Le wwoofing apporte du sang neuf à Eigg : comme Saira, certains bénévoles restent. Mi américaine-mi norvégienne, Megan, 30 ans, est tombée sous le charme rugueux de l’île. Elle s’y est installée après un hiver de travail bénévole dans une ferme. Ce qui l’a convaincue de rester ? « La communauté ! Soudée comme une grande famille. Et puis l’air est si pur… C’est l’endroit rêvé pour élever des enfants ! » Megan cultive désormais son petit lopin de terre. « J’ai planté des pommes de terre, des épinards, des framboises et de la rhubarbe, énumère-t-elle, les mains dans la terre. Je ramasse aussi des algues sur la plage pour faire de l’engrais, j’aide à l’école et en cuisine au pub de la jetée… » Elle ne dépense que 15 £ (17 €) par semaine à l’épicerie. « Je me contente de peu.
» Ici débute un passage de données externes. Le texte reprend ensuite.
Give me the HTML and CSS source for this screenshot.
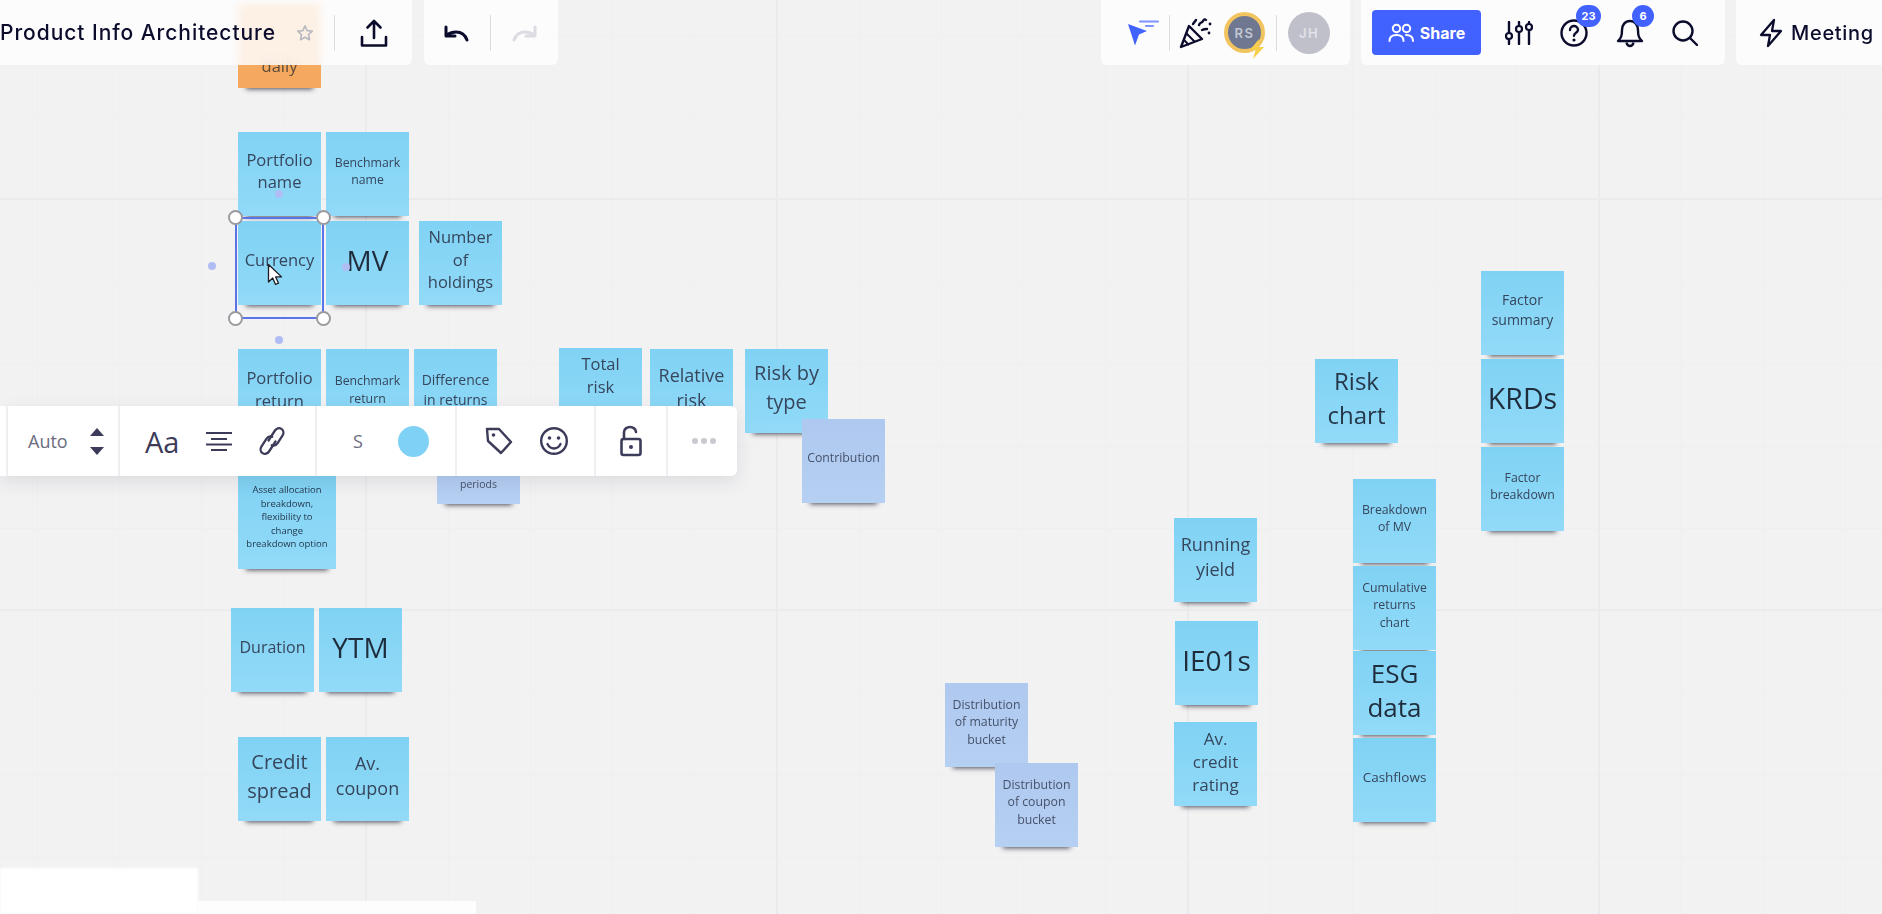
FILE: index.html
```html
<!DOCTYPE html>
<html lang="en">
<head>
<meta charset="utf-8">
<title>Product Info Architecture</title>
<link rel="stylesheet" href="styles.css">
</head>
<body>
<div class="board">
  <div class="canvas">
    <div class="sticky orange s-daily fs16"><span>daily</span></div>
    <div class="sticky s-pname fs16"><span>Portfolio<br>name</span></div>
    <div class="sticky s-bname fs12"><span>Benchmark<br>name</span></div>
    <div class="sticky s-currency fs16"><span>Currency</span></div>
    <div class="sticky s-mv fs28"><span>MV</span></div>
    <div class="sticky s-holdings fs16"><span>Number<br>of<br>holdings</span></div>
    <div class="sticky s-preturn fs16 low"><span>Portfolio<br>return</span></div>
    <div class="sticky s-breturn fs12 low"><span>Benchmark<br>return</span></div>
    <div class="sticky s-diff fs14 low"><span>Difference<br>in returns</span></div>
    <div class="sticky s-total fs16"><span>Total<br>risk<br>&nbsp;</span></div>
    <div class="sticky s-relative fs18"><span>Relative<br>risk</span></div>
    <div class="sticky s-type fs20"><span>Risk by<br>type</span></div>
    <div class="sticky violet s-contrib fs12"><span>Contribution</span></div>
    <div class="sticky s-asset fs9"><span>Asset allocation<br>breakdown,<br>flexibility to<br>change<br>breakdown option</span></div>
    <div class="sticky violet s-periods fs10"><span>periods</span></div>
    <div class="sticky s-duration fs15"><span>Duration</span></div>
    <div class="sticky s-ytm fs28"><span>YTM</span></div>
    <div class="sticky s-spread fs20"><span>Credit<br>spread</span></div>
    <div class="sticky s-coupon fs18"><span>Av.<br>coupon</span></div>
    <div class="sticky violet s-dmat fs12"><span>Distribution<br>of maturity<br>bucket</span></div>
    <div class="sticky violet s-dcou fs12"><span>Distribution<br>of coupon<br>bucket</span></div>
    <div class="sticky s-yield fs18"><span>Running<br>yield</span></div>
    <div class="sticky s-ie fs28"><span>IE01s</span></div>
    <div class="sticky s-rating fs17"><span>Av.<br>credit<br>rating</span></div>
    <div class="sticky s-bmv fs12"><span>Breakdown<br>of MV</span></div>
    <div class="sticky s-cum fs12"><span>Cumulative<br>returns<br>chart</span></div>
    <div class="sticky s-esg fs26"><span>ESG<br>data</span></div>
    <div class="sticky s-cash fs13"><span>Cashflows</span></div>
    <div class="sticky s-risk fs24"><span>Risk<br>chart</span></div>
    <div class="sticky s-fsum fs14"><span>Factor<br>summary</span></div>
    <div class="sticky s-krd fs30"><span>KRDs</span></div>
    <div class="sticky s-fbreak fs12"><span>Factor<br>breakdown</span></div>

    <div class="dot d1"></div>
    <div class="dot d2"></div>
    <div class="dot d3"></div>
    <div class="dot d4"></div>

    <div class="selection">
      <i class="handle tl"></i><i class="handle tr"></i><i class="handle bl"></i><i class="handle br"></i>
    </div>
    <svg class="pointer" width="16" height="24" viewBox="0 0 16 24"><path d="M1.5 1.5v17.5l4.2-4 2.8 6.5 3-1.3-2.8-6.3h5.8z" fill="#fff" stroke="#1c1c22" stroke-width="1.3" stroke-linejoin="round"/></svg>
  </div>

  <header class="topbar">
    <div class="group">
      <div class="panel panel-title">
        <span class="title">Product Info Architecture</span>
        <svg class="star" width="20" height="20" viewBox="0 0 24 24"><path d="M12 3.5l2.6 5.6 6.1.7-4.5 4.2 1.2 6-5.4-3-5.4 3 1.2-6-4.5-4.2 6.1-.7z" fill="none" stroke="#b9b9c0" stroke-width="2" stroke-linejoin="round"/></svg>
        <i class="vr"></i>
        <svg class="upload" width="28" height="30" viewBox="0 0 28 30"><path d="M14 20V3M7.5 9.5L14 3l6.500 6.500M2 19v8.500h24V19" fill="none" stroke="#0b0b2c" stroke-width="2.600" stroke-linecap="round" stroke-linejoin="round"/></svg>
      </div>
      <div class="panel panel-undo">
        <svg width="28" height="20" viewBox="0 0 28 20"><path d="M25 16c-2-5.500-6-8-11-8-3 0-6 .8-9 3M4 3v9h9" fill="none" stroke="#0b0b2c" stroke-width="3" stroke-linecap="round" stroke-linejoin="round" transform="translate(0 1)"/></svg>
        <i class="vr"></i>
        <svg width="28" height="20" viewBox="0 0 28 20"><path d="M3 16c2-5.500 6-8 11-8 3 0 6 .8 9 3M24 3v9h-9" fill="none" stroke="#dcdce2" stroke-width="3" stroke-linecap="round" stroke-linejoin="round" transform="translate(0 1)"/></svg>
      </div>
    </div>
    <div class="group">
      <div class="panel panel-people">
        <svg class="cursor-filter" width="32" height="26" viewBox="0 0 32 26"><path d="M1 4l19 7-8 3.500-4 11z" fill="#4262ff"/><path d="M13 1.500h18M19 6h7" stroke="#7f94ff" stroke-width="2.200" stroke-linecap="round"/></svg>
        <i class="vr"></i>
        <svg class="party" width="34" height="32" viewBox="0 0 34 32"><path d="M2 30L10 9l13 13z" fill="none" stroke="#0b0b2c" stroke-width="2.400" stroke-linejoin="round"/><path d="M7 16l9 9M5 23l5 5" stroke="#0b0b2c" stroke-width="2"/><path d="M14 7l3-4M20 8c1-3 3-2 4-4s2-2 3-1M23 13c2-1 4-1 5-1" fill="none" stroke="#0b0b2c" stroke-width="2.400" stroke-linecap="round"/><circle cx="31" cy="7" r="1.400" fill="#0b0b2c"/><circle cx="30" cy="16" r="1.400" fill="#0b0b2c"/></svg>
        <div class="avatar avatar-rs">RS
          <svg class="zap" width="16" height="20" viewBox="0 0 16 20"><path d="M10 0L1 11h5.500L4 20l11-12H9z" fill="#f7cf4a"/></svg>
        </div>
        <i class="vr"></i>
        <div class="avatar avatar-jh">JH</div>
      </div>
      <div class="panel panel-actions">
        <button class="share" type="button">
          <svg width="26" height="20" viewBox="0 0 26 20"><circle cx="8.500" cy="5.500" r="3.700" fill="none" stroke="#fff" stroke-width="2"/><circle cx="18.500" cy="5.500" r="3.700" fill="none" stroke="#fff" stroke-width="2"/><path d="M1.500 18c0-4 3-6 7-6s7 2 7 6M18 12c4 0 7 2 7 6" fill="none" stroke="#fff" stroke-width="2" stroke-linecap="round"/></svg>
          Share
        </button>
        <svg class="tune" width="28" height="24" viewBox="0 0 28 24"><path d="M4 1v10M4 19v4M14 1v3M14 12v11M24 1v1M24 10v13" stroke="#0b0b2c" stroke-width="2.400" stroke-linecap="round"/><circle cx="4" cy="15" r="3" fill="none" stroke="#0b0b2c" stroke-width="2.200"/><circle cx="14" cy="8" r="3" fill="none" stroke="#0b0b2c" stroke-width="2.200"/><circle cx="24" cy="6" r="3" fill="none" stroke="#0b0b2c" stroke-width="2.200"/></svg>
        <div class="badged help">
          <svg width="30" height="30" viewBox="0 0 30 30"><circle cx="15" cy="15" r="12.500" fill="none" stroke="#0b0b2c" stroke-width="2.400"/><path d="M11 12c0-2.500 2-4 4-4s4 1.500 4 3.800c0 3-4 3-4 6" fill="none" stroke="#0b0b2c" stroke-width="2.400" stroke-linecap="round"/><circle cx="15" cy="22" r="1.600" fill="#0b0b2c"/></svg>
          <b class="badge">23</b>
        </div>
        <div class="badged bell">
          <svg width="30" height="30" viewBox="0 0 30 30"><path d="M15 3c-5 0-8 4-8 9 0 6-1 8-4 11h24c-3-3-4-5-4-11 0-5-3-9-8-9z" fill="none" stroke="#0b0b2c" stroke-width="2.400" stroke-linejoin="round"/><path d="M11.500 24.500c.5 2.500 2 3.500 3.500 3.500s3-1 3.500-3.500" fill="none" stroke="#0b0b2c" stroke-width="2.400"/></svg>
          <b class="badge">6</b>
        </div>
        <svg class="search" width="28" height="28" viewBox="0 0 28 28"><circle cx="12" cy="12" r="9.500" fill="none" stroke="#0b0b2c" stroke-width="2.400"/><path d="M19 19l7 7" stroke="#0b0b2c" stroke-width="2.400" stroke-linecap="round"/></svg>
      </div>
      <div class="panel panel-meeting">
        <svg width="26" height="30" viewBox="0 0 26 30"><path d="M16 2L3 17h9l-2 11 13-15h-9z" fill="none" stroke="#0b0b2c" stroke-width="2.300" stroke-linejoin="round"/></svg>
        <span class="meeting">Meeting</span>
      </div>
    </div>
  </header>

  <div class="context">
    <div class="cell cell-edge"></div>
    <div class="cell cell-auto">
      <span class="auto">Auto</span>
      <span class="stepper"><i class="up"></i><i class="down"></i></span>
    </div>
    <div class="cell cell-text">
      <span class="aa">Aa</span>
      <svg width="26" height="20" viewBox="0 0 26 20"><path d="M0 2h26M5 8h16M0 13.500h26M5 19h16" stroke="#3c3c5a" stroke-width="2.200"/></svg>
      <svg width="30" height="30" viewBox="0 0 30 30"><g fill="none" stroke="#3c3c5a" stroke-width="2.300" stroke-linecap="round"><path d="M11.500 14.500l6.500-10c1.500-2.300 4.300-3 6.400-1.600s2.700 4.200 1.200 6.500l-5 7.800c-1.500 2.300-4 2.800-5.800 2"/><path d="M18.500 15.500l-6.500 10c-1.500 2.300-4.300 3-6.400 1.600s-2.700-4.200-1.200-6.500l5-7.800c1.500-2.300 4-2.800 5.800-2"/></g></svg>
    </div>
    <div class="cell cell-color">
      <span class="size">S</span>
      <i class="swatch"></i>
    </div>
    <div class="cell cell-meta">
      <svg width="30" height="30" viewBox="0 0 30 30"><path d="M3 4h12l12 13-10 11L4 16z" fill="none" stroke="#3c3c5a" stroke-width="2.400" stroke-linejoin="round" transform="translate(0 -1)"/><circle cx="9.500" cy="9" r="1.800" fill="#3c3c5a"/></svg>
      <svg width="30" height="30" viewBox="0 0 30 30"><circle cx="15" cy="15" r="12.800" fill="none" stroke="#3c3c5a" stroke-width="2.400"/><circle cx="10.500" cy="12" r="1.800" fill="#3c3c5a"/><circle cx="19.500" cy="12" r="1.800" fill="#3c3c5a"/><path d="M8.500 18c1.500 3 4 4.500 6.500 4.500s5-1.500 6.500-4.500" fill="none" stroke="#3c3c5a" stroke-width="2.400" stroke-linecap="round"/></svg>
    </div>
    <div class="cell cell-lock">
      <svg width="24" height="32" viewBox="0 0 24 32"><path d="M5 14V7c0-3 3-5 6-5s6 2 6 5" fill="none" stroke="#3c3c5a" stroke-width="2.600" stroke-linecap="round"/><rect x="2.500" y="14" width="19" height="16" rx="2" fill="none" stroke="#3c3c5a" stroke-width="2.600"/><circle cx="12" cy="22" r="2" fill="#3c3c5a"/></svg>
    </div>
    <div class="cell cell-more"><i></i><i></i><i></i></div>
  </div>

  <div class="corner-a"></div>
  <div class="corner-b"></div>
</div>
</body>
</html>
```

FILE: styles.css
```css
* { box-sizing: border-box; }
html, body { margin: 0; padding: 0; height: 100%; overflow: hidden; }
body { font-family: "Open Sans", "Liberation Sans", sans-serif; background: #f2f2f3; }

.board { position: relative; width: 1882px; height: 914px; overflow: hidden; }

.canvas {
  position: absolute; inset: 0;
  background-color: #f2f2f3;
  background-image:
    linear-gradient(to right, #ebebed 2px, transparent 2px),
    linear-gradient(to bottom, #ebebed 2px, transparent 2px),
    linear-gradient(to right, #efeff0 1px, transparent 1px),
    linear-gradient(to bottom, #efeff0 1px, transparent 1px);
  background-size: 411px 100%, 100% 411px, 82.2px 100%, 100% 82.2px;
  background-position: 365px 0, 0 198px, 37px 0, 0 35px;
}

/* sticky notes: free canvas items */
.sticky {
  position: absolute; width: 83px; height: 84px;
  display: flex; align-items: center; justify-content: center;
  padding: 0 2px 6px;
  text-align: center; color: #36465c;
  background: linear-gradient(to bottom, #80d2f4, #92daf8);
  box-shadow: 0 9px 5px -8px rgba(30, 30, 45, .8);
  filter: blur(.35px);
}
.sticky.violet { background: linear-gradient(to bottom, #aec8ef, #b6d0f3); color: #46526a; }
.sticky.orange { background: #f5a95e; color: #5d4a3a; }
.sticky.low { padding-bottom: 3px; }

.fs9 { font-size: 9.500px; line-height: 13.500px; color: #1f3348; }
.fs10 { font-size: 10.500px; line-height: 15px; }
.fs12 { font-size: 12.300px; line-height: 17.500px; }
.fs13 { font-size: 13.500px; line-height: 19px; }
.fs14 { font-size: 14px; line-height: 20px; }
.fs15 { font-size: 16px; line-height: 20px; }
.fs16 { font-size: 16.500px; line-height: 22.500px; }
.fs17 { font-size: 17px; line-height: 23px; }
.fs18 { font-size: 18px; line-height: 25px; }
.fs20 { font-size: 20px; line-height: 29px; }
.fs24 { font-size: 24px; line-height: 34px; color: #27374a; }
.fs26 { font-size: 26px; line-height: 34px; color: #1f2c3c; }
.fs28 { font-size: 28px; line-height: 34px; color: #1f2c3c; }
.fs30 { font-size: 28.500px; line-height: 36px; color: #1f2c3c; }

.s-daily { left: 238px; top: 4px; padding: 0 2px 11px; align-items: flex-end; }
.s-pname { left: 238px; top: 132px; }
.s-bname { left: 326px; top: 132px; }
.s-currency { left: 238px; top: 221px; }
.s-mv { left: 326px; top: 221px; }
.s-holdings { left: 419px; top: 221px; }
.s-preturn { left: 238px; top: 349px; }
.s-breturn { left: 326px; top: 349px; }
.s-diff { left: 414px; top: 349px; }
.s-total { left: 559px; top: 348px; }
.s-relative { left: 650px; top: 349px; }
.s-type { left: 745px; top: 349px; padding-bottom: 9px; }
.s-contrib { left: 802px; top: 419px; }
.s-asset { left: 238px; top: 471px; width: 98px; height: 98px; }
.s-periods { left: 437px; top: 420px; padding: 44px 2px 0; }
.s-duration { left: 231px; top: 608px; }
.s-ytm { left: 319px; top: 608px; }
.s-spread { left: 238px; top: 737px; }
.s-coupon { left: 326px; top: 737px; }
.s-dmat { left: 945px; top: 683px; }
.s-dcou { left: 995px; top: 763px; }
.s-yield { left: 1174px; top: 518px; }
.s-ie { left: 1175px; top: 621px; }
.s-rating { left: 1174px; top: 722px; }
.s-bmv { left: 1353px; top: 479px; }
.s-cum { left: 1353px; top: 566px; }
.s-esg { left: 1353px; top: 651px; }
.s-cash { left: 1353px; top: 738px; }
.s-risk { left: 1315px; top: 359px; }
.s-fsum { left: 1481px; top: 271px; }
.s-krd { left: 1481px; top: 359px; }
.s-fbreak { left: 1481px; top: 447px; }

/* selection frame and connector dots */
.dot { position: absolute; width: 8px; height: 8px; border-radius: 50%; background: #b0bdf5; }
.d1 { left: 208px; top: 262px; }
.d2 { left: 275px; top: 190px; }
.d3 { left: 342px; top: 263px; }
.d4 { left: 275px; top: 336px; }

.selection {
  position: absolute; left: 235px; top: 217px; width: 89px; height: 102px;
  border: 2px solid #5a73e6;
}
.handle {
  position: absolute; width: 15px; height: 15px; border-radius: 50%;
  background: #fff; border: 2px solid #9a9a9f;
}
.tl { left: -9px; top: -9px; }
.tr { right: -9px; top: -9px; }
.bl { left: -9px; bottom: -9px; }
.br { right: -9px; bottom: -9px; }
.pointer { position: absolute; left: 267px; top: 263px; }

/* top bar */
.topbar {
  position: absolute; left: 0; top: 0; right: 0; height: 65px;
  display: flex; justify-content: space-between;
  font-family: Inter, "Liberation Sans", sans-serif; color: #0b0b2c;
}
.group { display: flex; gap: 11px; }
.panel {
  display: flex; align-items: center; height: 65px;
  background: rgba(254, 254, 255, .84);
  backdrop-filter: blur(5px);
  border-radius: 0 0 6px 6px;
}
.vr { display: block; width: 1px; height: 36px; background: #dcdce0; flex: none; }

.panel-title { width: 412px; border-bottom-left-radius: 0; }
.title { font-size: 21px; font-weight: 500; letter-spacing: .95px; white-space: nowrap; width: 295px; }
.star { margin-right: 19px; }
.upload { margin-left: 25px; }

.panel-undo { width: 134px; padding-left: 18px; gap: 20px; margin-left: 1px; }

.panel-people { width: 249px; padding-left: 26px; }
.cursor-filter { margin-right: 10px; }
.panel-people .vr { margin-right: 9px; }
.party { margin-right: 11px; }
.avatar {
  position: relative; display: flex; align-items: center; justify-content: center;
  border-radius: 50%; font-weight: 600; font-size: 13px; letter-spacing: 1.5px; flex: none;
}
.avatar-rs { width: 41px; height: 41px; background: #6f7890; border: 4px solid #f2c45f; color: #c2c7d2; margin-right: 11px; }
.zap { position: absolute; right: -4px; bottom: -10px; }
.avatar-jh { width: 42px; height: 42px; margin-left: 2px; background: #bfc0ca; color: #e2e2e8; }

.panel-actions { width: 364px; padding-left: 11px; }
.share {
  display: flex; align-items: center; justify-content: center; gap: 6px;
  width: 109px; height: 45px; border: 0; border-radius: 4px;
  background: #4262ff; color: #fff;
  font-family: Inter, "Liberation Sans", sans-serif; font-size: 16px; font-weight: 700;
}
.tune { margin-left: 24px; }
.badged { position: relative; width: 30px; height: 30px; flex: none; }
.help { margin-left: 26px; }
.bell { margin-left: 26px; }
.badge {
  position: absolute; display: flex; align-items: center; justify-content: center;
  top: -13px; height: 22px; min-width: 22px; border-radius: 11px;
  background: #4262ff; color: #fff; font-size: 11px; font-weight: 700;
}
.help .badge { left: 17px; width: 25px; }
.bell .badge { left: 17px; }
.search { margin-left: 26px; }

.panel-meeting { width: 146px; padding-left: 22px; gap: 7px; border-bottom-right-radius: 0; }
.meeting { font-size: 20px; font-weight: 500; letter-spacing: .7px; white-space: nowrap; }

/* floating context toolbar */
.context {
  position: absolute; left: 0; top: 406px; width: 737px; height: 70px;
  display: flex; background: #fff;
  border-radius: 0 6px 6px 0;
  box-shadow: 0 6px 18px rgba(40, 40, 60, .1);
  color: #3c3c5a;
}
.cell { display: flex; align-items: center; border-right: 2px solid #efeff1; flex: none; }
.cell-edge { width: 8px; }
.cell-auto { width: 112px; padding-left: 20px; }
.auto { font-size: 18px; color: #6c6c7e; width: 62px; }
.stepper { display: flex; flex-direction: column; gap: 11px; }
.stepper i { display: block; width: 0; height: 0; border-left: 7px solid transparent; border-right: 7px solid transparent; }
.up { border-bottom: 8px solid #3c3c5a; }
.down { border-top: 8px solid #3c3c5a; }
.cell-text { width: 197px; padding-left: 25px; gap: 25px; }
.aa { font-size: 29px; width: 36px; }
.cell-color { width: 140px; padding-left: 36px; }
.size { font-size: 18px; color: #6c6c7e; width: 45px; }
.swatch { display: block; width: 31px; height: 31px; border-radius: 50%; background: #7fd2f5; }
.cell-meta { width: 139px; padding-left: 27px; gap: 25px; }
.cell-lock { width: 72px; padding-left: 23px; }
.cell-more { width: 70px; padding-left: 24px; gap: 3px; border-right: 0; }
.cell-more i { display: block; width: 6px; height: 6px; border-radius: 50%; background: #c9c9d0; }

/* bottom-left leftovers of hidden panels */
.corner-a { position: absolute; left: 0; top: 868px; width: 198px; height: 46px; background: #fff; filter: blur(1px); }
.corner-b { position: absolute; left: 198px; top: 901px; width: 278px; height: 13px; background: #fdfdfe; }
```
Je vis dans une caravane avec douche chaude et tout le confort. Il y a une source à côté. Je ramasse du bois flotté sur la plage pour chauffer mon poêle… Je mange frugalement. J’aime cette vie simple ! », s’exclame-t-elle, rayonnante. Dans une cabane dehors, ses toilettes au compost offrent une vue panoramique sur l’île de Rum, en face : « the loo with a view ! », déclare-t-elle malicieusement. Quand Megan en a assez de manger ses pommes de terre, elle garde les garçons de Norah en échange de salades de sa serre. Le troc fonctionne bien. Il y a même un swap shop où les îliens échangent tout ce dont ils ne veulent plus. « Comme ça, nous, les femmes, on a l’impression de faire du shopping », s’amuse Camille. Les femmes d’Eigg restent des femmes ! « Même si je ne me maquille jamais, parfois j’aime bien mettre une robe et des boucles d’oreilles », sourit Megan. Idem pour Saira, qui se pomponne dès qu’il y a une fête ! Dès avril, l’île revit après un long hiver : les Ceilidh, ces fêtes traditionnelles où l’on danse jusqu’à l’aube, battent leur plein. La communauté se retrouve autour d’une bière ou d’un whisky. Pas pour faire la révolution, mais pour danser au son de la cornemuse.